La compañía La Zaranda llena El Teatro Romea de tétricas musas cabareteras
El cabaret, durante una época, fue el centro neurálgico de la noche. Pero las nuevas tendencias y el envejecimiento de un formato que no pudo encontrar un espacio con el paso del tiempo, lo condenaron a la desaparición. El desguace de las musas quiere homenajear este género, poniendo el centro de atención en la decrepitud y el enrocamiento a unas formas y anhelos que se convierten en quimeras inalcanzables.

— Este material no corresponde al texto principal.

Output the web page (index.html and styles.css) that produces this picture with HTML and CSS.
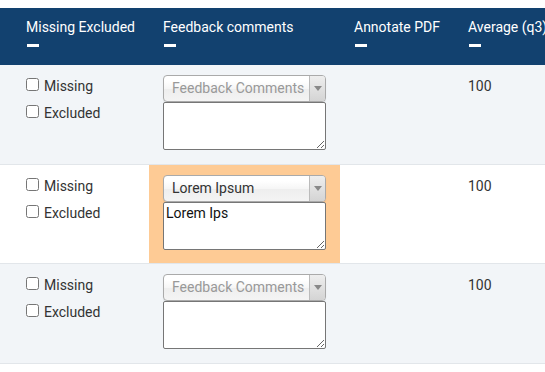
FILE: index.html
```html
<!DOCTYPE html>
<html>
<head>
<meta charset="utf-8">
<link rel="stylesheet" href="styles.css">
</head>
<body>
<div class="grid">
  <div class="row head">
    <div class="cell first"><div class="htext">Missing Excluded</div><span class="dash"></span></div>
    <div class="cell"><div class="htext">Feedback comments</div><span class="dash"></span></div>
    <div class="cell"><div class="htext">Annotate PDF</div><span class="dash"></span></div>
    <div class="cell"><div class="htext">Average (q3)</div><span class="dash"></span></div>
  </div>

  <div class="row body alt">
    <div class="cell first checks">
      <label class="chk"><input type="checkbox"><span>Missing</span></label>
      <label class="chk"><input type="checkbox"><span>Excluded</span></label>
    </div>
    <div class="cell fb">
      <div class="sel"><span class="sel-text placeholder">Feedback Comments</span><span class="sel-arrow"><i class="tri"></i></span></div>
      <textarea class="ta"></textarea>
    </div>
    <div class="cell"></div>
    <div class="cell num">100</div>
  </div>

  <div class="row body short">
    <div class="cell first checks">
      <label class="chk"><input type="checkbox"><span>Missing</span></label>
      <label class="chk"><input type="checkbox"><span>Excluded</span></label>
    </div>
    <div class="cell fb hl">
      <div class="sel"><span class="sel-text">Lorem Ipsum</span><span class="sel-arrow"><i class="tri"></i></span></div>
      <textarea class="ta">Lorem Ips</textarea>
    </div>
    <div class="cell"></div>
    <div class="cell num">100</div>
  </div>

  <div class="row body alt">
    <div class="cell first checks">
      <label class="chk"><input type="checkbox"><span>Missing</span></label>
      <label class="chk"><input type="checkbox"><span>Excluded</span></label>
    </div>
    <div class="cell fb">
      <div class="sel"><span class="sel-text placeholder">Feedback Comments</span><span class="sel-arrow"><i class="tri"></i></span></div>
      <textarea class="ta"></textarea>
    </div>
    <div class="cell"></div>
    <div class="cell num">100</div>
  </div>
</div>
</body>
</html>
```

FILE: styles.css
```css
html, body {
  margin: 0;
  padding: 0;
  background: #fff;
  overflow: hidden;
}
body {
  padding-top: 8px;
  font-family: Roboto, "Liberation Sans", sans-serif;
  font-size: 14px;
  color: #333;
  width: 545px;
}
.grid {
  width: 600px;
}
.row {
  display: grid;
  grid-template-columns: 149px 191px 114px 146px;
}
.cell {
  padding: 10px 14px 0 14px;
  white-space: nowrap;
  overflow: hidden;
}
.cell.first {
  padding-left: 26px;
}
.head {
  background: #12416f;
  color: #fff;
}
.head .cell {
  padding-top: 9px;
  padding-bottom: 18px;
}
.head .cell.first {
  padding-left: 26px;
}
.htext {
  line-height: 20px;
}
.dash {
  display: block;
  width: 12px;
  height: 3px;
  background: #fff;
  margin-top: 7px;
  margin-left: 1px;
}
.body {
  height: 100px;
  box-sizing: border-box;
  border-bottom: 1px solid #e2e6ea;
  background: #fff;
}
.body.short {
  height: 99px;
}
.body.alt {
  background: #f2f5f8;
}
.checks {
  display: flex;
  flex-direction: column;
  gap: 7px;
  padding-top: 11px;
}
.chk {
  display: flex;
  align-items: center;
  height: 20px;
  line-height: 20px;
}
.chk input {
  width: 13px;
  height: 13px;
  margin: -3px 5px 0 0;
}
.fb.hl {
  background: #fecb95;
}
.sel {
  display: flex;
  width: 163px;
  height: 27px;
  box-sizing: border-box;
  border: 1px solid #aaa;
  border-radius: 4px;
  background: linear-gradient(#fff 20%, #f6f6f6 50%, #eee 52%, #f4f4f4 100%);
  box-shadow: 0 1px 1px rgba(0, 0, 0, 0.08);
  overflow: hidden;
}
.sel-text {
  flex: 1;
  padding-left: 8px;
  line-height: 25px;
  color: #333;
  overflow: hidden;
}
.sel-text.placeholder {
  color: #999;
}
.sel-arrow {
  width: 15px;
  border-left: 1px solid #bbb;
  background: linear-gradient(#eee, #d4d4d4);
  display: flex;
  align-items: center;
  justify-content: center;
}
.tri {
  width: 0;
  height: 0;
  border-left: 4px solid transparent;
  border-right: 4px solid transparent;
  border-top: 5px solid #888;
}
.ta {
  display: block;
  width: 163px;
  height: 48px;
  box-sizing: border-box;
  margin: 0;
  padding: 2px;
  border: 1px solid #767676;
  border-radius: 2px;
  background: #fff;
  font-family: Roboto, "Liberation Sans", sans-serif;
  font-size: 14px;
  color: #111;
}
.num {
  padding-top: 11px;
  line-height: 20px;
}
```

Bajo la dirección de Paco de la Zaranda, sin embargo, los personajes exageran una oscuridad y unos miedos que ya nos golpean por el mero hecho de mostrarse. Este montaje poético va de egos no escuchados, de crecimientos abortados, de envejecimientos no aceptados. La putrefacción del espacio, de las almas y de los objetos que respiran en el cabaret tienen su último papel en una función de apoteosis hendida. Los espectadores han dejado de ir, los reclamos han dejado de serlo y todo se convierte en una espiral destructiva sin fin en una escenografía apropiada y coherente con el mensaje de la obra.

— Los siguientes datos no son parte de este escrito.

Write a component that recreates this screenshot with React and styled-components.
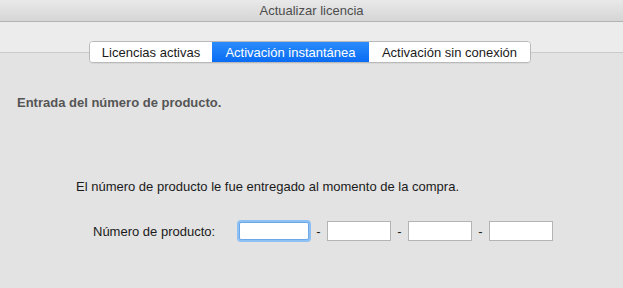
import React from 'react'
import styled, { createGlobalStyle } from 'styled-components'

const GlobalStyle = createGlobalStyle`
  html, body {
    margin: 0;
    padding: 0;
    background: #e3e3e3;
  }
  body {
    font-family: "Liberation Sans", Arial, sans-serif;
    font-size: 13px;
  }
`

const Window = styled.div`
  width: 623px;
  height: 288px;
  display: flex;
  flex-direction: column;
  background: #e3e3e3;
  overflow: hidden;
`

const TitleBar = styled.div`
  height: 21px;
  display: flex;
  align-items: center;
  justify-content: center;
  background: linear-gradient(#e9e9e9, #d5d5d5);
  border-bottom: 1px solid #b3b3b3;
  color: #4d4d4d;
  font-size: 13px;
`

const Toolbar = styled.div`
  height: 30px;
  display: flex;
  align-items: flex-end;
  justify-content: center;
  background: #ececec;
  border-bottom: 1px solid #cacaca;
`

const TabGroup = styled.div`
  display: flex;
  margin: 0 3px -11px 0;
  border: 1px solid #b9b9b9;
  border-radius: 4px;
  background: #fff;
  overflow: hidden;
  box-shadow: 0 1px 0 rgba(0, 0, 0, 0.05);
`

const Tab = styled.div`
  height: 20px;
  width: ${p => p.$w}px;
  display: flex;
  align-items: center;
  justify-content: center;
  font-size: 13px;
  color: ${p => (p.$active ? '#fff' : '#1a1a1a')};
  background: ${p => (p.$active ? 'linear-gradient(#2a8cfb, #0a6cf4)' : '#fff')};
`

const Content = styled.div`
  flex: 1;
  display: flex;
  flex-direction: column;
  padding: 42px 0 0 17px;
`

const Heading = styled.div`
  font-weight: bold;
  color: #555;
  font-size: 13px;
`

const Note = styled.div`
  margin: 69px 0 0 59px;
  color: #1a1a1a;
`

const FieldRow = styled.div`
  display: flex;
  align-items: center;
  margin: 26px 0 0 76px;
  color: #1a1a1a;
`

const Label = styled.span`
  width: 144px;
`

const Segment = styled.div`
  width: ${p => (p.$focus ? 68 : 62)}px;
  height: ${p => (p.$focus ? 16 : 18)}px;
  background: #fff;
  border: 1px solid ${p => (p.$focus ? '#6aa8ea' : '#b4b4b4')};
  box-shadow: ${p => (p.$focus ? '0 0 0 2px #8fc0f3' : 'none')};
  border-radius: ${p => (p.$focus ? '2px' : '0')};
  margin: ${p => (p.$focus ? '2px 1px 2px 2px' : '0')};
`

const Dash = styled.span`
  width: 17px;
  text-align: center;
`

export default function App() {
  return (
    <Window>
      <GlobalStyle />
      <TitleBar>Actualizar licencia</TitleBar>
      <Toolbar>
        <TabGroup>
          <Tab $w={122}>Licencias activas</Tab>
          <Tab $w={157} $active>Activación instantánea</Tab>
          <Tab $w={161}>Activación sin conexión</Tab>
        </TabGroup>
      </Toolbar>
      <Content>
        <Heading>Entrada del número de producto.</Heading>
        <Note>El número de producto le fue entregado al momento de la compra.</Note>
        <FieldRow>
          <Label>Número de producto:</Label>
          <Segment $focus />
          <Dash>-</Dash>
          <Segment />
          <Dash>-</Dash>
          <Segment />
          <Dash>-</Dash>
          <Segment />
        </FieldRow>
      </Content>
    </Window>
  )
}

A pesar de todo, las sombras superan las luces. El hilo argumental consigue un tono y un clima decadente que la trama estira hasta límites innecesarios. Como resultado, el espectador encuentra unos personajes distantes, porque la exageración no les deja ser. Quizás, por ello, el devenir de la función se va volviendo redundante y circular y no deja lucir un talento actoral, que aparece en cuentagotas.
En definitiva, El desguace de las musas camina con dificultad sobre un escenario que chirría en una lograda ambientación pero en la que no conseguimos adentrarnos. El lenguaje poético del montaje se enreda en un texto repetitivo que expulsa la misma esencia con la que ha sido creada la función. Y es que si la poesía va directa al alma gracias a la concisión, aquí las palabras se enredan en un ovillo infinito. Las musas se desvanecen, poco a poco, con la sensación de que no les han creado un espacio adecuado para expresarse.